When I went to college and got access to real subcultures, I dyed my hair sea-foam green in time for punk to evolve away from me. All my friends wore black, Victorian clothes, which appealed to my secret love of the literature but made me feel awkward and ugly. I grew to love Vampire: The Masquerade and became part of a massive live-action game on the campus of the University of Akron. But even then, the Brujah and the Anarchs spoke to me, the last gasp of old-school punk in a growing crowd of pale and sexy people.

As I embraced my outdated aesthetic, I clung to Vampire‘s self-applied model of Gothic-Punk, and saw punk all around me. Again, I lived in Ohio, which did not have a thriving underground scene (or at least, not one I was invited to), but the media I consumed filled the void. Judge Dredd comics and Doctor Who episodes smuggled from friends in the UK. Hellblazer comics bought when I could afford them. Games of Cyberpunk and Kult played when we could find time. I sought out anything that felt punk to me.

And that’s when I met my first neo-Nazi, around 1994. And he terrified me. I remember swastikas tattooed all over his head, and the red shoelaces on his boots. In fact, he’s the one who explained the red shoelaces to me. It was a badge of pride, which became a warning as I refused to speak out against my friends of the “mongrel races.” If I ever saw anyone with red shoelaces, he explained, that person would hurt me as a traitor to my race. He told me to reconsider.

I was scared and angry, and in my head, I wanted to punch him back, punch him first, do something to get him to stop saying such horrible things. What I did was shake my head, refusing his bile, and then I hurried away. My whole body shook uncontrollably as I called the police and babbled incoherently before hanging up. I stayed to clubs and houses that firmly excluded neo-Nazis, and a few times I was the person who acted as lookout while my friends threw the punches I never had the nerve to throw.

After that, I had bigger concerns: I flunked out of college and looked for a job to pay for rent in a barely furnished house. But I let my hair grow out, ditched my leather jacket, and steered clear of people with red shoelaces in their boots. All my punk trappings became a costume for my character, not a part of me anymore, because I betrayed them. I had my first chance to throw a punch against tyranny, and I had failed.

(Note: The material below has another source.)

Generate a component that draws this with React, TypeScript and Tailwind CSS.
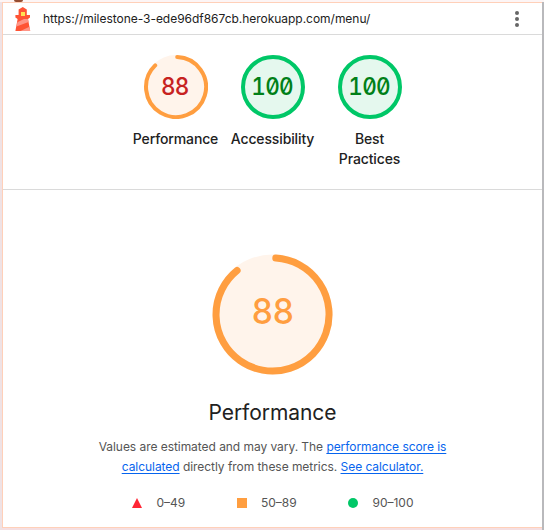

Fast-forward to the 21st century. Over the years I’ve reincorporated bits of my old punk persona back into my life. As I gain more experience and access things on the Internet I never saw before, I’ve come to understand what I was actually chasing. I became an archaeologist of my youth, uncovering the connections and threads that got lost in fear and awkward Midwestern understanding. I discovered that while I had used the word “punk” as a hammer for every nail of “thing that spoke to me,” I wasn’t entirely off-base. If I had closer contacts to groups like the straight edge movement or antifa punks, I probably would have had a clearer path, and a better outlet for the anger and terror of my youth. When I got a chance to work on Vampire, I channeled that old-school punk voice because I felt it was lost under the polished, darkly erotic surface. I dropped “punk” as an exclusive term in describing myself, and instead made it part of my personal gestalt.

In recent months, I’ve been reminded of those formative years again. It felt like a second chance for me to reclaim discarded punk mantle and vindicate my past self-treachery. Neo-nazis weren’t something from World War II; they were a terror from my past, an evil I could slay now that I was older and wiser. Surely, I could finally punch a Nazi.

I learned that an alt-right rally was scheduled to take place less than an hour from my house, and I was filled with an old, familiar terror. I found myself glancing at a stranger’s boots once, checking his shoelaces.  I didn’t know what to do, and social media shouted about punching Nazis and not punching Nazis. I never had much of a punk scene in my life, so I went back to the scene I had constructed for myself: the TV shows and comics and books that influenced me.

I started from first principles, and I discovered all the things I ham-fistededly collated as part of the same movement had two things in common. They all had a sense of humor and a lingering sense that everything would work out in the end. The anger and violence (both physical and social) was there, but they could be directed to a purpose. The Doctor didn’t use violence, but he still stood up against fascists, angrily pointing out how ludicrous they were. John Constantine was an asshole, but he was an asshole that used his brain. As I move outside the punk sphere, most of my heroes used intelligence and conversation as much or more than violence: Sherlock Holmes, the Fantastic Four, Captain Kirk, Ford Prefect, and so on. While I had obsessed over the trappings, I had missed the result that not everyone who fought racists and fascism used a fist and a broken bottle. Some people rebelled through a loud scream, an angry satire, or a damning put-down, and not all conversation is about conciliation. In the end, I would never be Sid Vicious, but I could be Tom Baker’s Doctor. (Or, to steal the language of Vampire, I wasn’t a Potence Brujah, but I could be a Presence Brujah.)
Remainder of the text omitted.